Negative Correlation
A negative correlation means that as one variable goes up, the other goes down. When two variables with a negative correlation are plotted on the two axes of an X/Y scatter chart, the points form a rough line or curve downward from left to right.
Using our prior example, there is a negative geographic correlation between GDP per capita and mortality of children under the age of five. Wealthier countries tend to have better nutrition, medical care, and social order than poorer countries. The wealthier the country, the lower the chance that a child will die before the age of five.
Weak Correlation
In the positive and negative correlation examples given above, the correlation between the two variables is fairly strong, as indicated by the fairly narrow band of dots forming a fairly clear line.
In some cases, the correlation is not quite as strong, meaning that there is a general upward or downward pattern on the X/Y scatter chart, but there are numerous outliers that are exceptions to the trend.

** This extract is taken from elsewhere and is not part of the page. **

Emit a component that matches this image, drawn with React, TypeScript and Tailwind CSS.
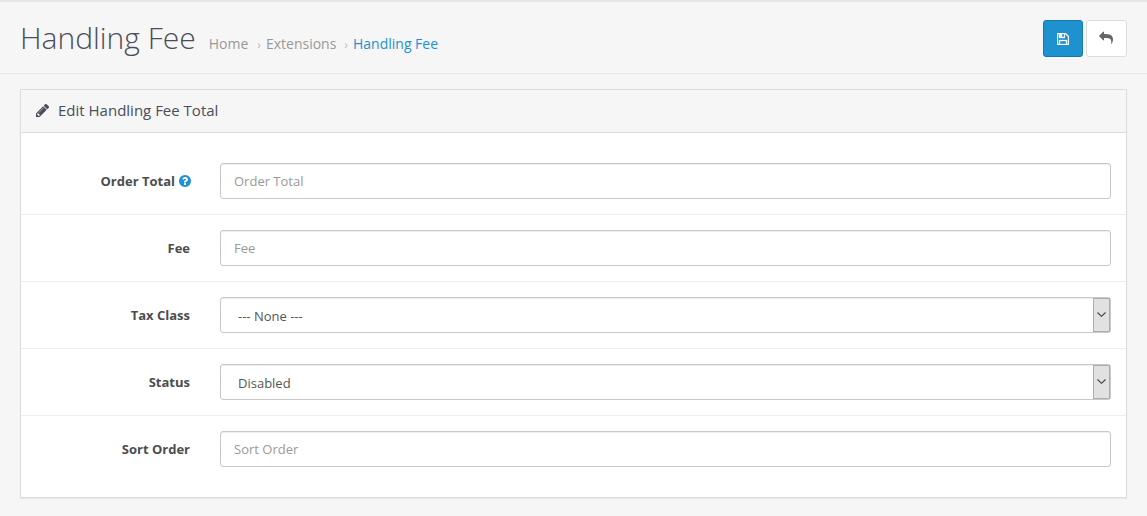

For example, the graph below shows that there is a weak correlation between GDP per capita and the adolescent fertility rate (births per 1,000 women ages 15-19 = teen pregnancy). While women in wealthy countries generally wait until their 20s or 30s to have their children, women in poorer countries often begin having children much earlier in life, reflecting characteristics like the traditions of that country, education levels for women, the ability of women to control their own destiny, etc.
However, there are a number of notable exceptions, such as the Sub-Saharan country of Burundi, which is poor but has an adolescent fertility rate similar to that of the wealthy United States.
A graph of weak correlation often exhibits heteroskedasticity where the correlation is weaker on one side of the graph than the other. The dots tend to spread out on one side of the graph more than they do on the other side.
No Correlation
When two variables with no correlation are plotted on the two axes of an X/Y scatter chart, the points form a diffuse cloud.
For example, there is no correlation between GDP per capita and the proportion of seats held by women in the national legislature. There are wealthy countries such as Sweden that have a high percentage of female legislators and there are poor countries like Rwanda that also have a high percentage of female legislators.